I prefer the term "philosophy" to plan because as every runner knows plans have to be modified according to circumstances. Much more essential to proper training is having a way of approaching your running life that is balanced, flexible, and responsive--in short, living. This is the only form in which intelligence comes, as the only meaning of intelligence is nothing more or less than a way of living life that is in balance and growing and adapting to its environment.

Constructing such a philosophy is not something that happens overnight, but I suppose what Dewey would tell us is that when we are considering how to train well, we ought to extend our research beyond training manuals and old training logs. We also ought to also read novels, listen to music, and watch artists of other endeavors for signs of how to construct our own vision.

There is one trait that all of my best coaches had in common. They were all characters. They were quirky, bright, and different from the rest of the people that I met, each in their own way. I think this is because they realized that the secret to showing people the path to success was much less about understanding and more about deliberate and conscious attention to the unities that experience offers. They practiced coaching as an art.

Perhaps if you pay close attention to experience, you are bound turn out a little strange. That strangeness is a reflection of a simple fact: that one has learned how to extract from the world a secret or two that no one else has learned to see. These coaches were characters because there was something in them that tended to unity. You saw that they had fashioned for themselves a whole person, and even though that wholeness was quirky and couldn't really be understood, it was there, constructed out of a lifetime of attention and art.
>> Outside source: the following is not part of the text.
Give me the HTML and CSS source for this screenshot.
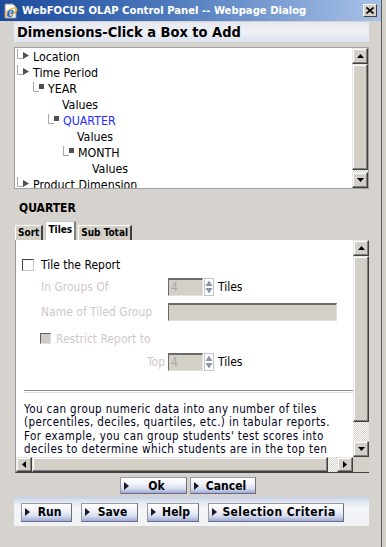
FILE: index.html
```html
<!DOCTYPE html>
<html>
<head>
<meta charset="utf-8">
<link rel="stylesheet" href="styles.css">
</head>
<body>
<div class="window">
  <div class="titlebar">
    <svg class="ie-icon" width="16" height="16" viewBox="0 0 16 16">
      <path d="M2 1h8l3 3v11H2z" fill="#fff" stroke="#8a8a8a"/>
      <ellipse cx="8" cy="9" rx="6.5" ry="2.6" fill="none" stroke="#e8b020" stroke-width="1.4" transform="rotate(-30 8 9)"/>
      <text x="3.6" y="13.5" font-family="DejaVu Serif, serif" font-weight="bold" font-style="italic" font-size="12" fill="#1a5fd0">e</text>
    </svg>
    <span class="title">WebFOCUS OLAP Control Panel -- Webpage Dialog</span>
    <span class="close-btn">
      <svg width="8" height="7" viewBox="0 0 8 7"><path d="M0.5 0.5L7.5 6.5M7.5 0.5L0.5 6.5" stroke="#000" stroke-width="1.6"/></svg>
    </span>
  </div>

  <div class="content">
    <div class="header">Dimensions-Click a Box to Add</div>

    <div class="tree-box">
      <div class="tree">
        <div class="row l0"><svg class="ico" width="16" height="16" viewBox="0 0 16 16"><path d="M0.5 0v9.5H7" fill="none" stroke="#a8a8a8"/><path d="M6 3l6 3.5-6 3.5z" fill="#505050"/></svg>Location</div>
        <div class="row l0"><svg class="ico" width="16" height="16" viewBox="0 0 16 16"><path d="M0.5 0v9.5H7" fill="none" stroke="#a8a8a8"/><path d="M6 3l6 3.5-6 3.5z" fill="#505050"/></svg>Time Period</div>
        <div class="row l1"><svg class="ico sq" width="15" height="16" viewBox="0 0 15 16"><path d="M0.5 1v9.5H6" fill="none" stroke="#a8a8a8"/><rect x="6" y="3" width="5" height="5" fill="#505050"/></svg>YEAR</div>
        <div class="row v1">Values</div>
        <div class="row l2 sel"><svg class="ico sq" width="15" height="16" viewBox="0 0 15 16"><path d="M0.5 1v9.5H6" fill="none" stroke="#a8a8a8"/><rect x="6" y="3" width="5" height="5" fill="#505050"/></svg>QUARTER</div>
        <div class="row v2">Values</div>
        <div class="row l3"><svg class="ico sq" width="15" height="16" viewBox="0 0 15 16"><path d="M0.5 1v9.5H6" fill="none" stroke="#a8a8a8"/><rect x="6" y="3" width="5" height="5" fill="#505050"/></svg>MONTH</div>
        <div class="row v3">Values</div>
        <div class="row l0"><svg class="ico" width="16" height="16" viewBox="0 0 16 16"><path d="M0.5 0v9.5H7" fill="none" stroke="#a8a8a8"/><path d="M6 3l6 3.5-6 3.5z" fill="#505050"/></svg>Product Dimension</div>
      </div>
      <div class="vscroll tree-scroll">
        <div class="sbtn"><svg width="7" height="4" viewBox="0 0 7 4"><path d="M3.5 0L7 4H0z" fill="#000"/></svg></div>
        <div class="thumb grow"></div>
        <div class="track small"></div>
        <div class="sbtn"><svg width="7" height="4" viewBox="0 0 7 4"><path d="M0 0h7L3.5 4z" fill="#000"/></svg></div>
      </div>
    </div>

    <div class="section-label">QUARTER</div>

    <div class="tabs">
      <div class="tab">Sort</div>
      <div class="tab active">Tiles</div>
      <div class="tab">Sub Total</div>
    </div>

    <div class="panel">
      <div class="panel-main">
        <div class="panel-body">
          <div class="f-row r-tile">
            <span class="checkbox"></span>
            <span class="lbl-on">Tile the Report</span>
          </div>
          <div class="f-row r-groups">
            <span class="lbl-off lbl-col">In Groups Of</span>
            <span class="inp small-inp">4</span>
            <span class="spin">
              <svg width="8" height="16" viewBox="0 0 8 16"><path d="M4 1.5L7.5 7H0.5z" fill="#8c95a8"/><path d="M0.5 9h7L4 14.5z" fill="#8c95a8"/></svg>
            </span>
            <span class="lbl-on tiles">Tiles</span>
          </div>
          <div class="f-row r-name">
            <span class="lbl-off lbl-col">Name of Tiled Group</span>
            <span class="inp wide-inp"></span>
          </div>
          <div class="f-row r-restrict">
            <span class="checkbox disabled"></span>
            <span class="lbl-off">Restrict Report to</span>
          </div>
          <div class="f-row r-top">
            <span class="lbl-off lbl-col right">Top</span>
            <span class="inp small-inp">4</span>
            <span class="spin">
              <svg width="8" height="16" viewBox="0 0 8 16"><path d="M4 1.5L7.5 7H0.5z" fill="#8c95a8"/><path d="M0.5 9h7L4 14.5z" fill="#8c95a8"/></svg>
            </span>
            <span class="lbl-on tiles">Tiles</span>
          </div>
          <div class="divider"></div>
          <p class="help">You can group numeric data into any number of tiles<br>(percentiles, deciles, quartiles, etc.) in tabular reports.<br>For example, you can group students' test scores into<br>deciles to determine which students are in the top ten</p>
        </div>
        <div class="vscroll panel-scroll">
          <div class="sbtn"><svg width="7" height="4" viewBox="0 0 7 4"><path d="M3.5 0L7 4H0z" fill="#000"/></svg></div>
          <div class="thumb grow"></div>
          <div class="track dither-v"></div>
          <div class="sbtn"><svg width="7" height="4" viewBox="0 0 7 4"><path d="M0 0h7L3.5 4z" fill="#000"/></svg></div>
        </div>
      </div>
      <div class="hscroll-row">
        <div class="hscroll">
          <div class="sbtn"><svg width="4" height="7" viewBox="0 0 4 7"><path d="M0 3.5L4 0v7z" fill="#000"/></svg></div>
          <div class="thumb grow"></div>
          <div class="track dither-h"></div>
          <div class="sbtn"><svg width="4" height="7" viewBox="0 0 4 7"><path d="M0 0l4 3.5L0 7z" fill="#000"/></svg></div>
        </div>
        <div class="corner"></div>
      </div>
    </div>

    <div class="ok-row">
      <button class="btn ok">Ok</button>
      <button class="btn cancel">Cancel</button>
    </div>

    <div class="band">
      <button class="btn run">Run</button>
      <button class="btn save">Save</button>
      <button class="btn help-btn">Help</button>
      <button class="btn crit">Selection Criteria</button>
    </div>
  </div>
</div>
</body>
</html>
```

FILE: styles.css
```css
html, body {
  margin: 0;
  padding: 0;
}
body {
  background: #d4d0c8;
  font-family: "DejaVu Sans Condensed", "DejaVu Sans", sans-serif;
  width: 386px;
  height: 547px;
  overflow: hidden;
}
.window {
  width: 382px;
  height: 547px;
  box-sizing: border-box;
  border-right: 1px solid #5a5a5a;
  background: #d6d3ce;
}

/* title bar */
.titlebar {
  height: 21px;
  display: flex;
  align-items: center;
  background: linear-gradient(to right, #1b4a9c 0%, #4f7bbd 45%, #a8c1e8 100%);
  padding-left: 3px;
  box-sizing: border-box;
}
.ie-icon {
  flex: none;
  margin-right: 3px;
}
.title {
  color: #fff;
  font-weight: bold;
  font-size: 11.2px;
  white-space: nowrap;
  flex: 1;
}
.close-btn {
  flex: none;
  width: 14px;
  height: 13px;
  margin-right: 4px;
  box-sizing: border-box;
  background: #d4d0c8;
  border-top: 1px solid #fff;
  border-left: 1px solid #fff;
  border-right: 1px solid #404040;
  border-bottom: 1px solid #404040;
  display: flex;
  align-items: center;
  justify-content: center;
}

/* content */
.content {
  padding-left: 14px;
  width: 355px;
}
.header {
  margin-top: 1px;
  height: 20px;
  line-height: 20px;
  padding-left: 3px;
  font-weight: bold;
  font-size: 14.5px;
  color: #000;
  background: linear-gradient(to bottom, #e7e8ee 0%, #eef0f5 50%, #dbe2ef 100%);
  white-space: nowrap;
}

/* tree */
.tree-box {
  margin-top: 5px;
  height: 142px;
  display: flex;
  background: #fff;
  border: 1px solid #a0a0a0;
  box-sizing: border-box;
}
.tree {
  flex: 1;
  overflow: hidden;
  padding-top: 1px;
  padding-left: 2px;
  font-size: 12.3px;
  color: #000;
}
.row {
  height: 16px;
  line-height: 16px;
  display: flex;
  align-items: center;
  white-space: nowrap;
}
.ico {
  flex: none;
  display: block;
}
.l0 { padding-left: 0; }
.l1 { padding-left: 16px; }
.l2 { padding-left: 31px; }
.l3 { padding-left: 46px; }
.v1 { padding-left: 45px; }
.v2 { padding-left: 60px; }
.v3 { padding-left: 75px; }
.sel { color: #2a2aff; }

/* scrollbars */
.vscroll {
  width: 16px;
  flex: none;
  display: flex;
  flex-direction: column;
  background: #d4d0c8;
}
.sbtn {
  flex: none;
  width: 16px;
  height: 16px;
  box-sizing: border-box;
  background: #d4d0c8;
  border-top: 1px solid #e8e6e2;
  border-left: 1px solid #e8e6e2;
  border-right: 1px solid #404040;
  border-bottom: 1px solid #404040;
  box-shadow: inset -1px -1px 0 #808080, inset 1px 1px 0 #fff;
  display: flex;
  align-items: center;
  justify-content: center;
}
.thumb {
  box-sizing: border-box;
  background: #d4d0c8;
  border-top: 1px solid #e8e6e2;
  border-left: 1px solid #e8e6e2;
  border-right: 1px solid #404040;
  border-bottom: 1px solid #404040;
  box-shadow: inset -1px -1px 0 #808080, inset 1px 1px 0 #fff;
}
.grow { flex: 1; }
.track {
  flex: none;
  background-color: #d4d0c8;
  background-image: repeating-conic-gradient(#fff 0 25%, #d4d0c8 0 50%);
  background-size: 2px 2px;
}
.track.small { height: 2px; }
.dither-v { height: 19px; }
.dither-h { width: 9px; }

/* section label and tabs */
.section-label {
  margin-top: 11px;
  padding-left: 5px;
  height: 16px;
  line-height: 16px;
  font-weight: bold;
  font-size: 12px;
  color: #000;
}
.tabs {
  margin-top: 6px;
  height: 18px;
  display: flex;
  align-items: flex-end;
  gap: 2px;
  padding-left: 1px;
}
.tab {
  height: 14px;
  line-height: 14px;
  padding: 0 2px;
  font-size: 10px;
  font-weight: bold;
  color: #000;
  background: #d4d0c8;
  border-top: 1px solid #fff;
  border-left: 1px solid #fff;
  border-right: 2px solid #404040;
  white-space: nowrap;
}
.tab.active {
  height: 18px;
  line-height: 15px;
  padding: 0 2px;
  background: #fff;
  border-right: 2px solid #808080;
  border-top: 1px solid #c8c8c8;
  border-left: 1px solid #c8c8c8;
}

/* panel */
.panel {
  margin-left: 1px;
  width: 354px;
  height: 233px;
  display: flex;
  flex-direction: column;
  border-left: 1px solid #9a9a9a;
  border-bottom: 1px solid #404040;
  box-sizing: border-box;
}
.panel-main {
  flex: 1;
  display: flex;
  min-height: 0;
}
.panel-body {
  flex: 1;
  background: #fff;
  overflow: hidden;
  font-size: 12px;
  min-width: 0;
}
.hscroll-row {
  height: 15px;
  display: flex;
  flex: none;
}
.hscroll {
  flex: 1;
  display: flex;
}
.hscroll .sbtn {
  height: 15px;
}
.corner {
  width: 16px;
  background: #d4d0c8;
}

/* form */
.f-row {
  display: flex;
  align-items: center;
  white-space: nowrap;
}
.r-tile {
  margin-top: 18px;
  height: 14px;
  padding-left: 6px;
}
.r-tile .checkbox {
  margin-right: 7px;
}
.checkbox {
  flex: none;
  width: 12px;
  height: 12px;
  box-sizing: border-box;
  border-top: 1px solid #404040;
  border-left: 1px solid #404040;
  border-right: 1px solid #c8c8c8;
  border-bottom: 1px solid #c8c8c8;
  background: #fff;
}
.checkbox.disabled {
  width: 11px;
  height: 11px;
  background: #cfccc6;
  border-top: 1px solid #606060;
  border-left: 1px solid #606060;
  border-right: 1px solid #e0e0e0;
  border-bottom: 1px solid #e0e0e0;
  margin-right: 5px;
}
.lbl-on {
  color: #000;
}
.lbl-off {
  color: #d0c8c8;
}
.lbl-col {
  width: 127px;
  flex: none;
}
.right {
  text-align: right;
  padding-right: 3px;
  box-sizing: border-box;
}
.r-groups {
  margin-top: 6px;
  height: 18px;
  padding-left: 25px;
}
.r-name {
  margin-top: 7px;
  height: 18px;
  padding-left: 25px;
}
.r-restrict {
  margin-top: 11px;
  height: 13px;
  padding-left: 24px;
}
.r-top {
  margin-top: 8px;
  height: 18px;
  padding-left: 25px;
}
.inp {
  flex: none;
  height: 18px;
  box-sizing: border-box;
  background: #d4d0c8;
  border-top: 2px solid #6a6a6a;
  border-left: 1px solid #6a6a6a;
  border-right: 1px solid #e2e0dc;
  border-bottom: 1px solid #e2e0dc;
  color: #a8a8a8;
  font-size: 12px;
  line-height: 15px;
  padding-left: 2px;
}
.small-inp { width: 35px; }
.wide-inp { width: 169px; }
.spin {
  flex: none;
  width: 10px;
  height: 18px;
  margin-left: 1px;
  box-sizing: border-box;
  border: 1px solid #c0c4cc;
  background: #fff;
  display: flex;
  align-items: center;
  justify-content: center;
}
.tiles {
  margin-left: 4px;
}
.divider {
  margin-top: 19px;
  margin-left: 8px;
  height: 1px;
  border-top: 1px solid #8a8a8a;
  border-bottom: 1px solid #e0e0e0;
}
.help {
  margin: 10px 0 0 8px;
  font-size: 11.5px;
  line-height: 13.4px;
  letter-spacing: 0.4px;
  color: #000020;
  white-space: nowrap;
}

/* buttons */
.ok-row {
  display: flex;
  gap: 3px;
  padding-left: 106px;
  margin-top: 4px;
  height: 17px;
}
.btn {
  position: relative;
  margin: 0;
  padding: 0 0 0 6px;
  height: 17px;
  box-sizing: border-box;
  font-family: "DejaVu Sans Condensed", "DejaVu Sans", sans-serif;
  font-weight: bold;
  font-size: 12px;
  color: #000;
  border: 1px solid #9a9a9a;
  border-right-color: #707070;
  border-bottom-color: #6a6a8a;
  background: linear-gradient(to bottom, #ffffff 0%, #f2f4f9 35%, #d8def0 70%, #9eabd4 100%);
  text-align: center;
  white-space: nowrap;
}
.btn::before {
  content: "";
  position: absolute;
  left: 3px;
  top: 50%;
  margin-top: -4px;
  border-left: 5px solid #1a1a2a;
  border-top: 4px solid transparent;
  border-bottom: 4px solid transparent;
}
.ok { width: 67px; }
.cancel { width: 66px; }
.band {
  margin-top: 3px;
  height: 29px;
  display: flex;
  align-items: center;
  gap: 9px;
  padding-left: 7px;
  background: linear-gradient(to bottom, #c3cfe6 0%, #e4e9f3 18%, #f4f5f8 40%, #f1f2f5 100%);
}
.band .btn {
  height: 19px;
  margin-top: 1px;
}
.run { width: 51px; }
.save { width: 57px; }
.help-btn { width: 52px; }
.crit { width: 136px; letter-spacing: 0.4px; }
```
This quirky integrity made you do a simple thing: pay attention. Which turned out to be the difference.

Bonus clip, from the Flying Monkey Marathon:

'Think Monkey' from Funky Umbrella on Vimeo.


  1. Nice. I have always thought training as divided between the how (the philosophy) and the what (the plan). The how instructs the what; it provides general thoughts, ideas, and structures or frameworks for your approach to training. The what builds off those frameworks, fleshing it out with a schedule of specific workouts that are designed and selected to move you towards your goal. Based on that, it's often easy to identify those who have not developed their training philosophy; they have a grab bag of workouts picked from various sources, with no real thought put into how they work together.

    I liken it to the story of the three blind men who come across an elephant. Each of them is feeling a different part of the elephant, and thinks he can derive the whole object from that one piece. However, none of them is able to come to the understanding that what they have encountered is more than the sum of its parts, and therefore is an entirely different entity than what each believes. The dissection of the object, the system, and subsequent separation of its components leaves us with a lesser understanding of how the whole works together.

  2. Thanks for the comment, Scout. I think you can see in Dewey the influences of Stoicism in this emphasis on building something that works as a whole. I imagine your work in systems analysis also looks at these issues.

    One point that Dewey makes in Art as Experience is modern life is hostile to aesthetic unity in its dual emphasis on multi-tasking and specialization. (These of course go hand in hard, and can result in narrow lives of distraction. Contemporary ways of running don't escape these problems, and it can be a narrow pursuit. But interestingly once you go deep enough into an activity, it seems to open out onto so many other things. When this happens, it can center a person and offer glimpses of aesthetic unity that can be launching points for wider living harmonies.

  3. The problem with thinking for yourself is that you wake up one day and realize that you're a weirdo. This happened to me several years ago. I decided to embrace it with good humor.